Uma das razões para derrubar o governo de Allende foi a nacionalização do cobre. Ela afetou as grandes empresas norte-americanas, que pressionaram o governo dos EUA e sustentaram os militares da direita chilena. Depois começou-se a implantar o modelo a partir de privatizações massivas, reprivatização, liberalização dos investimentos e contração de dívida externa. Tudo isto seguindo o princípio de que para atrair investimentos, há que privatizar e aprovar leis para “proteger” esses investimentos contra qualquer nacionalização. Com o passar dos anos, até os responsáveis pela política económica chegaram a defender que havia outras soluções além desse tipo de políticas económicas.

Eu diria que não havia outro caminho para o inferno. Para percorrer esse caminho foi feita propaganda assente na presunção do milagre do modelo chileno, seguido da propaganda sobre o suposto milagre de Salinas de Gortari no início dos anos 1990 no México. Mas todos esses modelos fracassaram. No Chile, houve uma crise geral dos bancos, sob a ditadura de Pinochet, que tiveram de ser resgatados, assim como no México, Equador e noutros países. A América Latina privatizou as suas economias e tornou-se exportadora de matérias-primas ou sede de fábricas de montagem [de baixo valor agregado]. Por exemplo, fábricas de automóveis onde não são produzidas as peças, apenas são importadas e montadas por operários/as pouco qualificados e mal pagos. Ora, nas décadas anteriores ao golpe, estava em curso um processo de industrialização em vários países.

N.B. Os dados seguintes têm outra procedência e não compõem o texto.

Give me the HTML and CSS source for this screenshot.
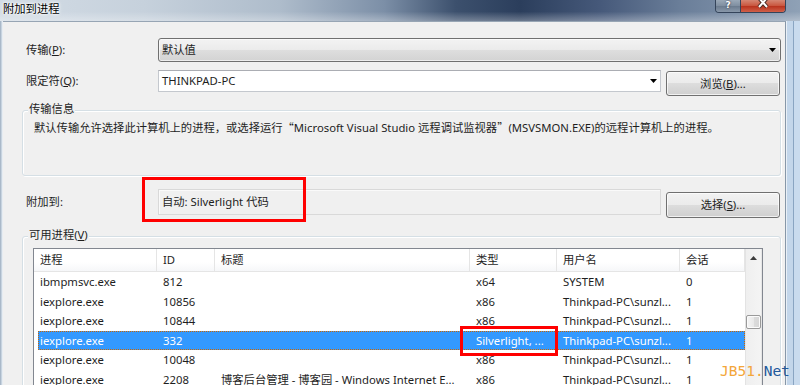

O que se passa agora com essa forma de conceber a política econômica?

O nível de reprovação das maiorias nos países da América Latina começou a expressar-se claramente depois das ditaduras e da crise da dívida dos anos Oitenta do século passado. Podemos citar os protestos na Venezuela em 1989 (conhecidos como Caracazo), movimentos como o dos zapatistas no México (a partir de 1994) e as eleições de Hugo Chavez na Venezuela, de Rafael Correa no Equador, e Evo Morales na Bolívia, entre finais dos anos 1990 e inícios deste século. O fator comum foi a retoma do controlo dos recursos naturais, como o petróleo e o gás. Recentemente assistimos às vitórias eleitorais de Andrés Manuel López Obrador, no México, em 2018; Alberto Fernández, na Argentina, em 2019; e, mais recentemente, em 2022 e 2023, Gabriel Boric, Gustavo Petro e Lula, respetivamente no Chile, na Colômbia e no Brasil.

Há uma nova onda de governos progressistas, mas não vemos uma ruptura com o modelo econômico. O que fazem é erguer uma política assistencialista, que é importante, sem dúvida, mas não vemos qualquer vontade de imprimir uma mudança estrutural.


Notas

iReprimarização: Há três grandes sectores econômicos: o setor primário (exploração direta dos recursos naturais), o setor secundário (indústrias transformadoras) e o setor terciário (serviços). Regra geral, quanto mais as economias progridem e integram tecnologia, mais reforçam os setores secundário e terciário. Nos países particularmente ricos em matérias-primas, contudo, a fatia do setor primário cresce por vezes em detrimento da restante economia. Chama-se a isso “reprimarização”. Fonte: https://www.monde-diplomatique.fr/publications/manuel_d_economie_critique/a57221

iiÉric Toussaint demonstra no livro História Crítica do Banco Mundial, cap. 7, que nas Filipinas se verificou uma evolução parcialmente semelhante, a partir da segunda metade de 1972. Ver em linha “O Banco Mundial e as Filipinas”.

iiiNo Brasil houve uma reviravolta brutal e antipopular, com o apoio de Washington, a partir de fins de março de 1964, quando os militares derrubaram o governo progressista do presidente João Goulart. Ver «Brasil: 55 anos após o derrube do presidente democrático João Goulart, o novo presidente de extrema-direita, Jair Bolsonaro ordenou a celebração do golpe de Estado militar de 1964».